-- Start --

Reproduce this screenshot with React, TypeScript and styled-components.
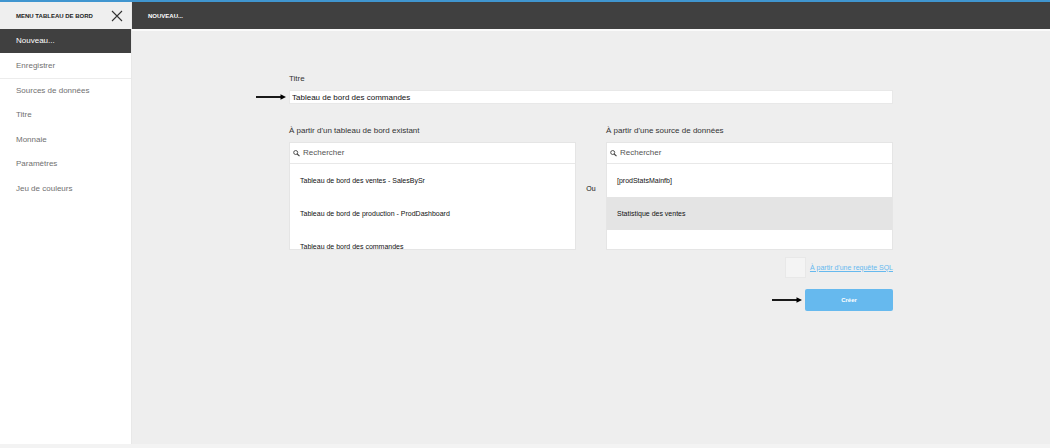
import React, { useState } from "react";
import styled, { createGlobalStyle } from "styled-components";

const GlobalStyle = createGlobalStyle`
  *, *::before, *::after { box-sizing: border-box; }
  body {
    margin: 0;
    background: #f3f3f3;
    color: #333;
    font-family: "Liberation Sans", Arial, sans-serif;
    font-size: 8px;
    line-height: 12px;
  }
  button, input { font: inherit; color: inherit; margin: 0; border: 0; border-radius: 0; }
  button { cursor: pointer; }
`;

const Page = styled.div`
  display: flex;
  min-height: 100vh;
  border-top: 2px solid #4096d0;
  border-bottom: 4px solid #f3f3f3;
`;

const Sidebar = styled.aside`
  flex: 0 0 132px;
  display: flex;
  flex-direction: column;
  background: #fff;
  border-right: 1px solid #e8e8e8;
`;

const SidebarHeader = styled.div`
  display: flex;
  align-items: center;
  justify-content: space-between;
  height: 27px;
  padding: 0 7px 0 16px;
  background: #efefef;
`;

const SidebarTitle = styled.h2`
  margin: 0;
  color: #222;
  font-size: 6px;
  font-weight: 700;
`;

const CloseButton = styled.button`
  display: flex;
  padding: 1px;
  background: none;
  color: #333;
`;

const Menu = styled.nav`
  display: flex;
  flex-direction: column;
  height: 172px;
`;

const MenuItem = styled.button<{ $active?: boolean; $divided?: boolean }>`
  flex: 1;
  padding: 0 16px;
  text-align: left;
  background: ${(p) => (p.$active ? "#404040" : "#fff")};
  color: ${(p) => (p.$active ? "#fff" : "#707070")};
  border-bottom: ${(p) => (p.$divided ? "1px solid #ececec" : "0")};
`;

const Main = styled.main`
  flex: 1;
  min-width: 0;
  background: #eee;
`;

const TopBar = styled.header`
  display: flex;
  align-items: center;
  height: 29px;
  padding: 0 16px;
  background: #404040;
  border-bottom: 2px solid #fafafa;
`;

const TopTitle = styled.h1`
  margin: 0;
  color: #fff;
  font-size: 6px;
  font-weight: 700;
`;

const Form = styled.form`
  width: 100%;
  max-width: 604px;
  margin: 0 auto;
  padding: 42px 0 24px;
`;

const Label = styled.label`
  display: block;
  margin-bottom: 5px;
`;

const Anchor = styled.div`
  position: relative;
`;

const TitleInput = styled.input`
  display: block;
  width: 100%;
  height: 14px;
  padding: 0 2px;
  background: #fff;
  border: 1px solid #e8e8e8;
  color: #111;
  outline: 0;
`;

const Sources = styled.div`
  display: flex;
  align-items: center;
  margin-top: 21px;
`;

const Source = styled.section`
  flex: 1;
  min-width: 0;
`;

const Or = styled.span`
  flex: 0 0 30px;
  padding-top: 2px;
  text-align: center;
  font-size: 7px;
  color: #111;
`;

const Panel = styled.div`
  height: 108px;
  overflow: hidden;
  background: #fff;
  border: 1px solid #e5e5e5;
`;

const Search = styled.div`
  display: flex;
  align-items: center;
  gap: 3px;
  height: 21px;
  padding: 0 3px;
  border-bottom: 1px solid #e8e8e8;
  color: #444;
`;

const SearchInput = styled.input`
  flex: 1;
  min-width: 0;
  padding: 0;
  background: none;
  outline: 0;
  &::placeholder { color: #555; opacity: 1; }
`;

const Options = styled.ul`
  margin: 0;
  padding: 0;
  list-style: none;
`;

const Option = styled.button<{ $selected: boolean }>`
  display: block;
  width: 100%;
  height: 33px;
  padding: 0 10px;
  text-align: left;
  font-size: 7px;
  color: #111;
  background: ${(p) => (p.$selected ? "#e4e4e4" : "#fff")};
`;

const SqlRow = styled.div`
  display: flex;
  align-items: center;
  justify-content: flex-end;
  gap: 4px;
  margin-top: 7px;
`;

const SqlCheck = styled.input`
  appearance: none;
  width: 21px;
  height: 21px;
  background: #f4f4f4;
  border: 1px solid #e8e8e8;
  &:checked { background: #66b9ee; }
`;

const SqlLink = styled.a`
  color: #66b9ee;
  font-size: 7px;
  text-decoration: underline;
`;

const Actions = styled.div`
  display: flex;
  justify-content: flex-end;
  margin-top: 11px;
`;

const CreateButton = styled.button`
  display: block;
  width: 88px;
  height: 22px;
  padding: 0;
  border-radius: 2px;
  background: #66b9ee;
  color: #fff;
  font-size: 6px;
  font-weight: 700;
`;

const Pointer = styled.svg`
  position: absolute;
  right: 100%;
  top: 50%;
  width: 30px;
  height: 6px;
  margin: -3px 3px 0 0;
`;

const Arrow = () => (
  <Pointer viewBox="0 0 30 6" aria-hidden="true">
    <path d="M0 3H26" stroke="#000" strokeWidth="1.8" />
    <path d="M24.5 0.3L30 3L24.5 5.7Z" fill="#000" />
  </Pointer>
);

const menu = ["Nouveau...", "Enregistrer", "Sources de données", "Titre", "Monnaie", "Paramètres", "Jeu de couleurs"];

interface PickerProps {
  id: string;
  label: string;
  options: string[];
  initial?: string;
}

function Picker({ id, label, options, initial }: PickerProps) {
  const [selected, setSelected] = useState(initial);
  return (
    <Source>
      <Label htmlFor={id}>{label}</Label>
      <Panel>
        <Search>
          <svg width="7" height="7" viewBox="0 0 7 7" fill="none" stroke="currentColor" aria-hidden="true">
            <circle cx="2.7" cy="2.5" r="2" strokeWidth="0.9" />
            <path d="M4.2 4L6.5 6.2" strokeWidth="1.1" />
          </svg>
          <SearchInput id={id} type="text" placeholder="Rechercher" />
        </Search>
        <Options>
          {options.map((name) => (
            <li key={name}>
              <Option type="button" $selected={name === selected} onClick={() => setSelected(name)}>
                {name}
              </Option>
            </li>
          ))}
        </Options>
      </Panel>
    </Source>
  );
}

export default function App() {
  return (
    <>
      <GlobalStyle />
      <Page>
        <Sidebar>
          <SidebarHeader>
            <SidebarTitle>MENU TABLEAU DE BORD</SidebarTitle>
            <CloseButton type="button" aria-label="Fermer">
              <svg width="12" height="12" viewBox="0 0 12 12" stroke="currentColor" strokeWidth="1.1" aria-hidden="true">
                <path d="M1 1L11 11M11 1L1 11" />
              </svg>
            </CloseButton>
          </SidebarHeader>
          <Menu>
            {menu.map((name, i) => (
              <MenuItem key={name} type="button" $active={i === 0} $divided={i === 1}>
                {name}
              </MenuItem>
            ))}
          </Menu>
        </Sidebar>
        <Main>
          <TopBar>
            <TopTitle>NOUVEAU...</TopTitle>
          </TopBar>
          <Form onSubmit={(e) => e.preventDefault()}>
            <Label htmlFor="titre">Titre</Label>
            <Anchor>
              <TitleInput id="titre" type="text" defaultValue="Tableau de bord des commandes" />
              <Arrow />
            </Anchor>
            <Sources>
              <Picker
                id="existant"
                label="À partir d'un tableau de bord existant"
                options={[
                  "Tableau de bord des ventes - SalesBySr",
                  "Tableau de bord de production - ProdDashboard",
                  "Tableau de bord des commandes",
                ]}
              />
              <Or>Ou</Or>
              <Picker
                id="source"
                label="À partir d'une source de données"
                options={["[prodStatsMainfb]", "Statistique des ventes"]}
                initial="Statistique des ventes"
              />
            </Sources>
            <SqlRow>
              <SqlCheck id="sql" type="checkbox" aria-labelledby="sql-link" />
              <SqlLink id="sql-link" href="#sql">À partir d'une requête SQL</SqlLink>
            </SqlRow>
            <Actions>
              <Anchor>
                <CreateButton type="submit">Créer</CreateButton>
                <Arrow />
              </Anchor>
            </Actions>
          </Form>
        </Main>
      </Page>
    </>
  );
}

-- End --

Written problem >> Transcribe each line above verbatim, with the pictures left out.

Response >>
Reproduce this screenshot with React, TypeScript and styled-components.
import React, { useState } from "react";
import styled, { createGlobalStyle } from "styled-components";

const GlobalStyle = createGlobalStyle`
  *, *::before, *::after { box-sizing: border-box; }
  body {
    margin: 0;
    background: #f3f3f3;
    color: #333;
    font-family: "Liberation Sans", Arial, sans-serif;
    font-size: 8px;
    line-height: 12px;
  }
  button, input { font: inherit; color: inherit; margin: 0; border: 0; border-radius: 0; }
  button { cursor: pointer; }
`;

const Page = styled.div`
  display: flex;
  min-height: 100vh;
  border-top: 2px solid #4096d0;
  border-bottom: 4px solid #f3f3f3;
`;

const Sidebar = styled.aside`
  flex: 0 0 132px;
  display: flex;
  flex-direction: column;
  background: #fff;
  border-right: 1px solid #e8e8e8;
`;

const SidebarHeader = styled.div`
  display: flex;
  align-items: center;
  justify-content: space-between;
  height: 27px;
  padding: 0 7px 0 16px;
  background: #efefef;
`;

const SidebarTitle = styled.h2`
  margin: 0;
  color: #222;
  font-size: 6px;
  font-weight: 700;
`;

const CloseButton = styled.button`
  display: flex;
  padding: 1px;
  background: none;
  color: #333;
`;

const Menu = styled.nav`
  display: flex;
  flex-direction: column;
  height: 172px;
`;

const MenuItem = styled.button<{ $active?: boolean; $divided?: boolean }>`
  flex: 1;
  padding: 0 16px;
  text-align: left;
  background: ${(p) => (p.$active ? "#404040" : "#fff")};
  color: ${(p) => (p.$active ? "#fff" : "#707070")};
  border-bottom: ${(p) => (p.$divided ? "1px solid #ececec" : "0")};
`;

const Main = styled.main`
  flex: 1;
  min-width: 0;
  background: #eee;
`;

const TopBar = styled.header`
  display: flex;
  align-items: center;
  height: 29px;
  padding: 0 16px;
  background: #404040;
  border-bottom: 2px solid #fafafa;
`;

const TopTitle = styled.h1`
  margin: 0;
  color: #fff;
  font-size: 6px;
  font-weight: 700;
`;

const Form = styled.form`
  width: 100%;
  max-width: 604px;
  margin: 0 auto;
  padding: 42px 0 24px;
`;

const Label = styled.label`
  display: block;
  margin-bottom: 5px;
`;

const Anchor = styled.div`
  position: relative;
`;

const TitleInput = styled.input`
  display: block;
  width: 100%;
  height: 14px;
  padding: 0 2px;
  background: #fff;
  border: 1px solid #e8e8e8;
  color: #111;
  outline: 0;
`;

const Sources = styled.div`
  display: flex;
  align-items: center;
  margin-top: 21px;
`;

const Source = styled.section`
  flex: 1;
  min-width: 0;
`;

const Or = styled.span`
  flex: 0 0 30px;
  padding-top: 2px;
  text-align: center;
  font-size: 7px;
  color: #111;
`;

const Panel = styled.div`
  height: 108px;
  overflow: hidden;
  background: #fff;
  border: 1px solid #e5e5e5;
`;

const Search = styled.div`
  display: flex;
  align-items: center;
  gap: 3px;
  height: 21px;
  padding: 0 3px;
  border-bottom: 1px solid #e8e8e8;
  color: #444;
`;

const SearchInput = styled.input`
  flex: 1;
  min-width: 0;
  padding: 0;
  background: none;
  outline: 0;
  &::placeholder { color: #555; opacity: 1; }
`;

const Options = styled.ul`
  margin: 0;
  padding: 0;
  list-style: none;
`;

const Option = styled.button<{ $selected: boolean }>`
  display: block;
  width: 100%;
  height: 33px;
  padding: 0 10px;
  text-align: left;
  font-size: 7px;
  color: #111;
  background: ${(p) => (p.$selected ? "#e4e4e4" : "#fff")};
`;

const SqlRow = styled.div`
  display: flex;
  align-items: center;
  justify-content: flex-end;
  gap: 4px;
  margin-top: 7px;
`;

const SqlCheck = styled.input`
  appearance: none;
  width: 21px;
  height: 21px;
  background: #f4f4f4;
  border: 1px solid #e8e8e8;
  &:checked { background: #66b9ee; }
`;

const SqlLink = styled.a`
  color: #66b9ee;
  font-size: 7px;
  text-decoration: underline;
`;

const Actions = styled.div`
  display: flex;
  justify-content: flex-end;
  margin-top: 11px;
`;

const CreateButton = styled.button`
  display: block;
  width: 88px;
  height: 22px;
  padding: 0;
  border-radius: 2px;
  background: #66b9ee;
  color: #fff;
  font-size: 6px;
  font-weight: 700;
`;

const Pointer = styled.svg`
  position: absolute;
  right: 100%;
  top: 50%;
  width: 30px;
  height: 6px;
  margin: -3px 3px 0 0;
`;

const Arrow = () => (
  <Pointer viewBox="0 0 30 6" aria-hidden="true">
    <path d="M0 3H26" stroke="#000" strokeWidth="1.8" />
    <path d="M24.5 0.3L30 3L24.5 5.7Z" fill="#000" />
  </Pointer>
);

const menu = ["Nouveau...", "Enregistrer", "Sources de données", "Titre", "Monnaie", "Paramètres", "Jeu de couleurs"];

interface PickerProps {
  id: string;
  label: string;
  options: string[];
  initial?: string;
}

function Picker({ id, label, options, initial }: PickerProps) {
  const [selected, setSelected] = useState(initial);
  return (
    <Source>
      <Label htmlFor={id}>{label}</Label>
      <Panel>
        <Search>
          <svg width="7" height="7" viewBox="0 0 7 7" fill="none" stroke="currentColor" aria-hidden="true">
            <circle cx="2.7" cy="2.5" r="2" strokeWidth="0.9" />
            <path d="M4.2 4L6.5 6.2" strokeWidth="1.1" />
          </svg>
          <SearchInput id={id} type="text" placeholder="Rechercher" />
        </Search>
        <Options>
          {options.map((name) => (
            <li key={name}>
              <Option type="button" $selected={name === selected} onClick={() => setSelected(name)}>
                {name}
              </Option>
            </li>
          ))}
        </Options>
      </Panel>
    </Source>
  );
}

export default function App() {
  return (
    <>
      <GlobalStyle />
      <Page>
        <Sidebar>
          <SidebarHeader>
            <SidebarTitle>MENU TABLEAU DE BORD</SidebarTitle>
            <CloseButton type="button" aria-label="Fermer">
              <svg width="12" height="12" viewBox="0 0 12 12" stroke="currentColor" strokeWidth="1.1" aria-hidden="true">
                <path d="M1 1L11 11M11 1L1 11" />
              </svg>
            </CloseButton>
          </SidebarHeader>
          <Menu>
            {menu.map((name, i) => (
              <MenuItem key={name} type="button" $active={i === 0} $divided={i === 1}>
                {name}
              </MenuItem>
            ))}
          </Menu>
        </Sidebar>
        <Main>
          <TopBar>
            <TopTitle>NOUVEAU...</TopTitle>
          </TopBar>
          <Form onSubmit={(e) => e.preventDefault()}>
            <Label htmlFor="titre">Titre</Label>
            <Anchor>
              <TitleInput id="titre" type="text" defaultValue="Tableau de bord des commandes" />
              <Arrow />
            </Anchor>
            <Sources>
              <Picker
                id="existant"
                label="À partir d'un tableau de bord existant"
                options={[
                  "Tableau de bord des ventes - SalesBySr",
                  "Tableau de bord de production - ProdDashboard",
                  "Tableau de bord des commandes",
                ]}
              />
              <Or>Ou</Or>
              <Picker
                id="source"
                label="À partir d'une source de données"
                options={["[prodStatsMainfb]", "Statistique des ventes"]}
                initial="Statistique des ventes"
              />
            </Sources>
            <SqlRow>
              <SqlCheck id="sql" type="checkbox" aria-labelledby="sql-link" />
              <SqlLink id="sql-link" href="#sql">À partir d'une requête SQL</SqlLink>
            </SqlRow>
            <Actions>
              <Anchor>
                <CreateButton type="submit">Créer</CreateButton>
                <Arrow />
              </Anchor>
            </Actions>
          </Form>
        </Main>
      </Page>
    </>
  );
}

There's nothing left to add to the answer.